Why, yes, a girl can make it from Mack’s couch to my couch in 27 minutes, just to liveblog True Blood, in case you need to know for next season.
Oh, Rene, why do you have to be so fucking creepy now after a whole season of sweetness? Oh, and so creepy are you!
Is Tara naked? Oh, okay, no.
But where did she get pajamas? I should not overthink this should I? But is the mute guy perhaps some kind of man slave?
Oh, creepy white woman, you are so creepy.
And now there are more creepy white people! It’s like creepy white people quarter hour!
Ugh, no, never wear someone else’s bathing suit. That’s like sharing underpants!
A black guy, Eggs, who doesn’t seem to be related to Tara, who has a beautiful voice! “Collecting stray black people, is that some kind of hobby of hers?” Good question, Tara, good question.
But, is it just me, or does Eggs not seem to be looking directly at her? I mean, he’s handsome and all, but I am not trusting him, either.
Man, those are some kinds of shakes that white woman has.
But, god, could they stop with the creepy music when it comes to Rene? It’s hard to concentrate when the music is all “skreek, skreek, skreek.”
And I like that Terry has become the show’s Cassandra, just making true statements no one listens to.
How did Rene get all those tapes? And are there really tapes that help you perfect a Cajun accent, because, in general, I think most actors just watch The Big Easy and copy that.
Okay, so everyone knows now that Rene is the killer. Argh!!!!
Hurry Sam!! Hurry.
I’m sure he took out the … yes bullets.
Yes, because in the whole history of the world, screaming the name of the person you’re chasing to kill always convinces them to stop running. But I do thnk it’s interesting that Rene says he can feel Sookie in his head. Have we ever had any recognition before that it works like that?
Oh, Sookie, you are so stupid.
And Sam is naked again.
And Bill is melting.
Oh, Sookie, I’ve had to do that to some baby rabbits before. It stays with you.
And Bill looks like an overcooked marshmallow. Put him in the ground!

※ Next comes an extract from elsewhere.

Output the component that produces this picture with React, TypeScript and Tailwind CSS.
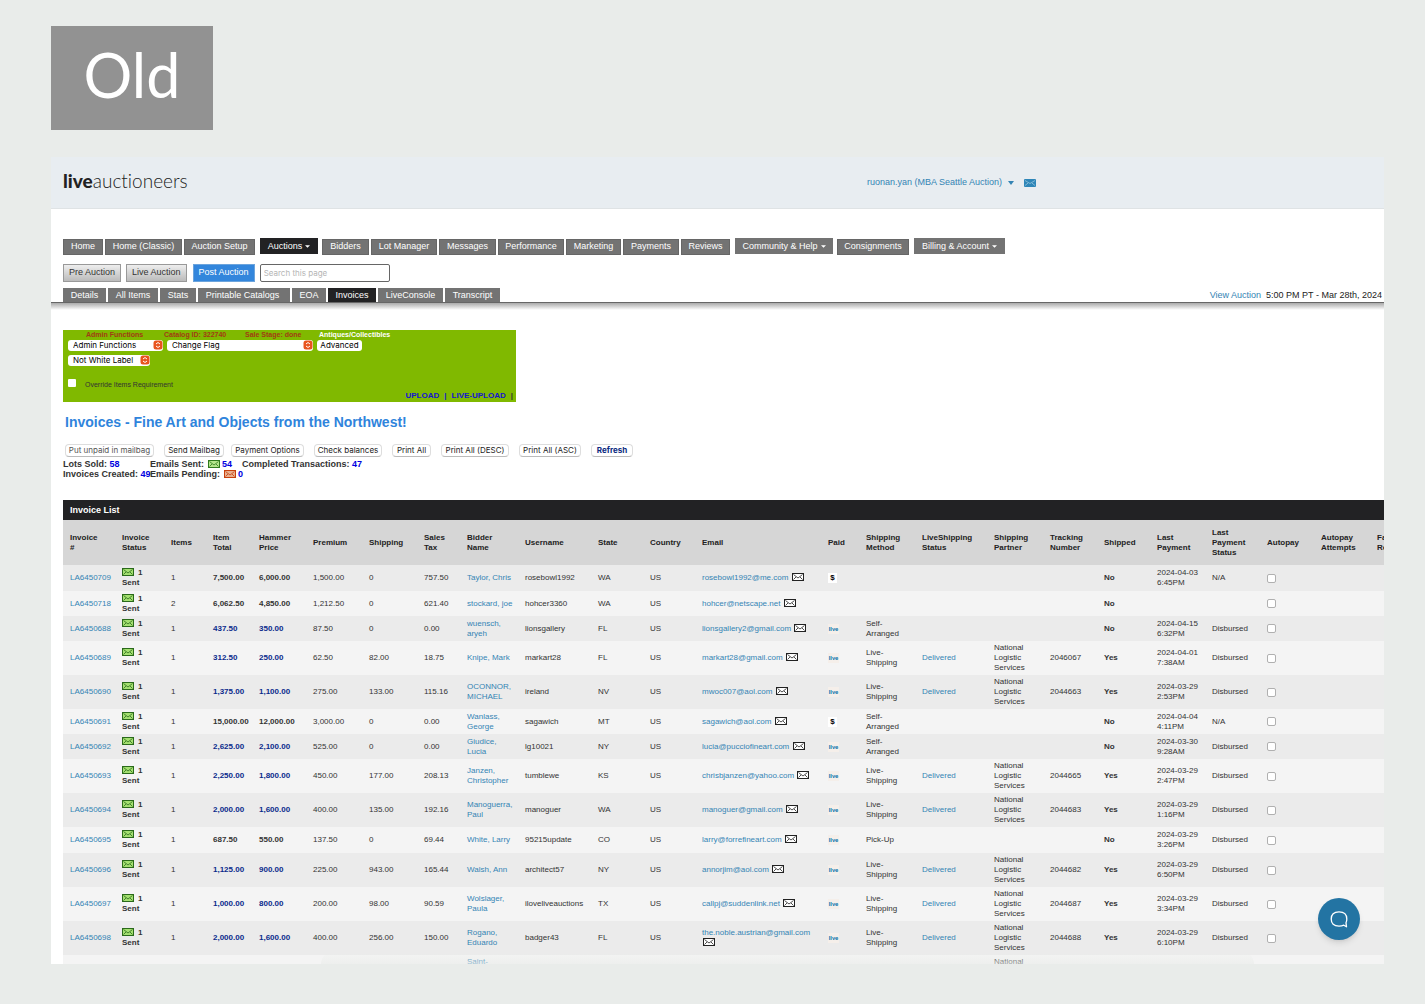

God, do not count on Sookie to save you. Apparently, it’s naked Sam to Bill’s rescue. Good god.
Aw, Andy, I’m sad that the whole county had good reason to think you’re an idiot.
Does Sam know Mary Ann? He does! He does!
Oh, god, is Jason going to become a religious freak? Oh, no no no.
Oh no! Did Bill kill Lafayette?!
TWO WEEKS LATER?! Oh, so cheesy.
No, no, no. I just don’t want to see Jason get scary Jesus.
Holy shit! Do all bar owners keep that much cash around? That seems unsafe.
But this terrible show has sucked me in! I can’t wait for next summer. Can we at least get a soundtrack before then?